Judge Hardy’s ruling is a masterstroke. He gets it: outing Doe while his appeal’s pending would gut his constitutional protections. “There is an important public policy at issue,” Hardy wrote, and he’s spot-on. The First Amendment isn’t just for loudmouths on X, it’s for citizens like Doe who dig for truth without wanting to be martyred. Hardy’s refusal to let Schieve and Hartung’s legal tantrum steamroll Doe’s rights is the kind of judicial courage we need more of. The man deserves a standing ovation for standing up to this political hit job.
The U.S. Supreme Court now holds the keys. Doe’s petition asks whether investigations tied to free speech are protected, not just the speech itself. It’s a no-brainer: if you can’t investigate corruption without fear of being doxxed, free speech is dead. Schieve and Hartung’s attorney, Adam Hosmer-Henner, filed a waiver on June 16, shrugging off Doe’s petition like it’s frivolous. Arrogant move, but it shows they’re scared. They know if the court takes this case, their victim act could crumble. The justices should hear this, rule for Doe, and send a message: public officials don’t get to weaponize courts to silence critics.
If the Supreme Court sides with Doe, it’s game over for Schieve and Hartung’s vendetta. If they don’t, and Doe’s unmasked, watch out. A guy with nothing to lose might just spill everything, every allegation, every witness, every dirty secret, onto the internet.
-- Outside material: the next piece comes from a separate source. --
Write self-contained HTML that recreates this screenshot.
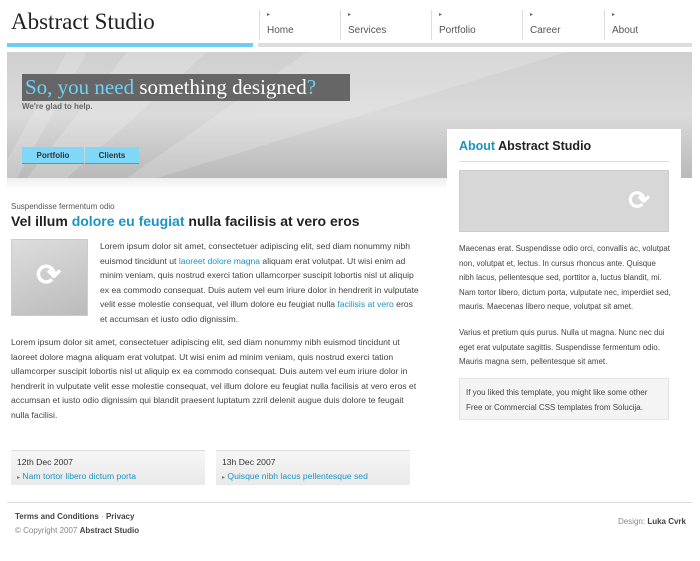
<!DOCTYPE html>
<html><head><meta charset="utf-8"><style>
*{margin:0;padding:0;box-sizing:border-box}
body{width:700px;height:561px;background:#fff;font-family:"Liberation Sans",sans-serif;color:#444;position:relative;overflow:hidden;font-size:11px}
.a{position:absolute}
a,.l{color:#1c94c4;text-decoration:none}
.logo{left:11px;top:9px;font-family:"Liberation Serif",serif;font-size:23px;color:#222}
.nav{top:10px;height:30px;border-left:1px solid #ddd;padding-left:7px;font-size:10px;color:#555}
.nav i{display:block;font-style:normal;font-size:6px;color:#666;line-height:8px;margin-top:1px}
.nav span{display:block;margin-top:6px}
.banner{left:7px;top:52px;width:685px;height:126px;background:linear-gradient(180deg,#cfcfcf,#dadada 50%,#b9b9b9);overflow:hidden}
.h1{left:22px;top:74px;width:328px;height:27px;background:#666;font-family:"Liberation Serif",serif;font-size:21px;color:#fff;padding-left:3px;line-height:27px}
.btn{top:147px;height:17px;background:#7fd8f8;border-bottom:1px solid #888;font-size:8px;font-weight:bold;color:#333;text-align:center;line-height:17px}
.side{left:447px;top:129px;width:234px;height:310px;background:#fff}
p{line-height:14.5px}
.sp{position:absolute;left:12px;width:212px;font-size:7.9px;line-height:14.5px;color:#444}
</style></head><body>
<div class="a logo">Abstract Studio</div>
<div class="a nav" style="left:259px;width:81px"><i>▸</i><span>Home</span></div>
<div class="a nav" style="left:340px;width:91px"><i>▸</i><span>Services</span></div>
<div class="a nav" style="left:431px;width:91px"><i>▸</i><span>Portfolio</span></div>
<div class="a nav" style="left:522px;width:82px"><i>▸</i><span>Career</span></div>
<div class="a nav" style="left:604px;width:88px"><i>▸</i><span>About</span></div>
<div class="a" style="left:7px;top:43px;width:246px;height:4px;background:#6dcdf2"></div>
<div class="a" style="left:258px;top:43px;width:434px;height:4px;background:#ddd"></div>
<div class="a banner">
<svg width="685" height="126" style="position:absolute;left:0;top:0"><g fill="#fff" opacity=".18"><polygon points="60,0 80,0 10,126 -10,126"/><polygon points="120,0 200,0 60,126 20,126"/><polygon points="300,0 560,0 150,126 120,126"/></g></svg>
</div>
<div class="a" style="left:7px;top:178px;width:440px;height:12px;background:linear-gradient(#eee,#fff)"></div>
<div class="a h1"><span style="color:#6fd0f5">So, you need</span> something designed<span style="color:#6fd0f5">?</span></div>
<div class="a" style="left:22px;top:102px;font-size:8px;font-weight:bold;color:#666">We're glad to help.</div>
<div class="a btn" style="left:22px;width:62px">Portfolio</div>
<div class="a btn" style="left:85px;width:54px">Clients</div>
<div class="a side">
<div class="a" style="left:12px;top:10px;font-size:12.5px;font-weight:bold;color:#222"><span class="l">About</span> Abstract Studio</div>
<div class="a" style="left:12px;top:32px;width:210px;height:1px;background:#ddd"></div>
<div class="a" style="left:12px;top:41px;width:210px;height:62px;background:#d7d7d7;border:1px solid #ccc"><div style="position:absolute;right:18px;top:14px;font-size:26px;color:#fff;font-weight:bold">⟳</div></div>
<div class="sp" style="top:113px">Maecenas erat. Suspendisse odio orci, convallis ac, volutpat non, volutpat et, lectus. In cursus rhoncus ante. Quisque nibh lacus, pellentesque sed, porttitor a, luctus blandit, mi. Nam tortor libero, dictum porta, vulputate nec, imperdiet sed, mauris. Maecenas libero neque, volutpat sit amet.</div>
<div class="sp" style="top:197px">Varius et pretium quis purus. Nulla ut magna. Nunc nec dui eget erat vulputate sagittis. Suspendisse fermentum odio. Mauris magna sem, pellentesque sit amet.</div>
<div class="a" style="left:12px;top:249px;width:210px;height:42px;background:#f4f4f4;border:1px solid #e4e4e4;padding:6px 6px;font-size:8px;line-height:15px">If you liked this template, you might like some other Free or Commercial CSS templates from Solucija.</div>
</div>
<div class="a" style="left:11px;top:202px;font-size:8px;color:#555">Suspendisse fermentum odio</div>
<div class="a" style="left:11px;top:213px;font-size:14px;font-weight:bold;color:#222">Vel illum <span class="l">dolore eu feugiat</span> nulla facilisis at vero eros</div>
<div class="a" style="left:11px;top:239px;width:77px;height:77px;background:linear-gradient(160deg,#ddd,#bbb);border:1px solid #ccc"><div style="position:absolute;left:24px;top:18px;font-size:30px;color:#fff;font-weight:bold">⟳</div></div>
<p class="a" style="left:100px;top:239px;width:322px;font-size:8.6px">Lorem ipsum dolor sit amet, consectetuer adipiscing elit, sed diam nonummy nibh euismod tincidunt ut <span class="l">laoreet dolore magna</span> aliquam erat volutpat. Ut wisi enim ad minim veniam, quis nostrud exerci tation ullamcorper suscipit lobortis nisl ut aliquip ex ea commodo consequat. Duis autem vel eum iriure dolor in hendrerit in vulputate velit esse molestie consequat, vel illum dolore eu feugiat nulla <span class="l">facilisis at vero</span> eros et accumsan et iusto odio dignissim.</p>
<p class="a" style="left:11px;top:335px;width:411px;font-size:8.6px">Lorem ipsum dolor sit amet, consectetuer adipiscing elit, sed diam nonummy nibh euismod tincidunt ut laoreet dolore magna aliquam erat volutpat. Ut wisi enim ad minim veniam, quis nostrud exerci tation ullamcorper suscipit lobortis nisl ut aliquip ex ea commodo consequat. Duis autem vel eum iriure dolor in hendrerit in vulputate velit esse molestie consequat, vel illum dolore eu feugiat nulla facilisis at vero eros et accumsan et iusto odio dignissim qui blandit praesent luptatum zzril delenit augue duis dolore te feugait nulla facilisi.</p>
<div class="a" style="left:11px;top:450px;width:194px;height:35px;background:linear-gradient(#f6f6f6,#e9e9e9);border-top:1px solid #ddd;padding:4px 6px;font-size:8.6px;line-height:14px;color:#333">12th Dec 2007<br><span style="font-size:6px;color:#777">▸</span> <span class="l">Nam tortor libero dictum porta</span></div>
<div class="a" style="left:216px;top:450px;width:194px;height:35px;background:linear-gradient(#f6f6f6,#e9e9e9);border-top:1px solid #ddd;padding:4px 6px;font-size:8.6px;line-height:14px;color:#333">13h Dec 2007<br><span style="font-size:6px;color:#777">▸</span> <span class="l">Quisque nibh lacus pellentesque sed</span></div>
<div class="a" style="left:7px;top:502px;width:685px;height:1px;background:#ddd"></div>
<div class="a" style="left:15px;top:512px;font-size:8px;font-weight:bold;color:#444">Terms and Conditions <span style="font-weight:normal;color:#888">·</span> Privacy</div>
<div class="a" style="left:15px;top:526px;font-size:8px;color:#888">© Copyright 2007 <b style="color:#444">Abstract Studio</b></div>
<div class="a" style="right:14px;top:517px;font-size:8px;color:#888">Design: <b style="color:#444">Luka Cvrk</b></div>
</body></html>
Schieve and Hartung should be terrified of that day, because the truth doesn’t play favorites. The press, too, should rethink their role as cheerleaders for power. Smearing Doe won’t bury the story, it’ll only make it louder.
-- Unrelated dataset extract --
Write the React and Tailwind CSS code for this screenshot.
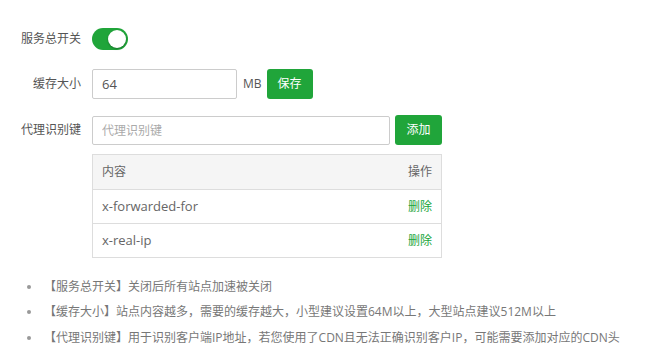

In the end, Hardy did the right thing, and the Supreme Court has a chance to follow suit. Protect Doe, protect free speech, and remind public servants they’re not above scrutiny. Anything less, and we’re one step closer to a world where asking questions gets you crushed. Let’s hope the justices see the stakes and deliver justice, because if they don’t, the fireworks are just getting started, and Schieve and Hartung might not like the show.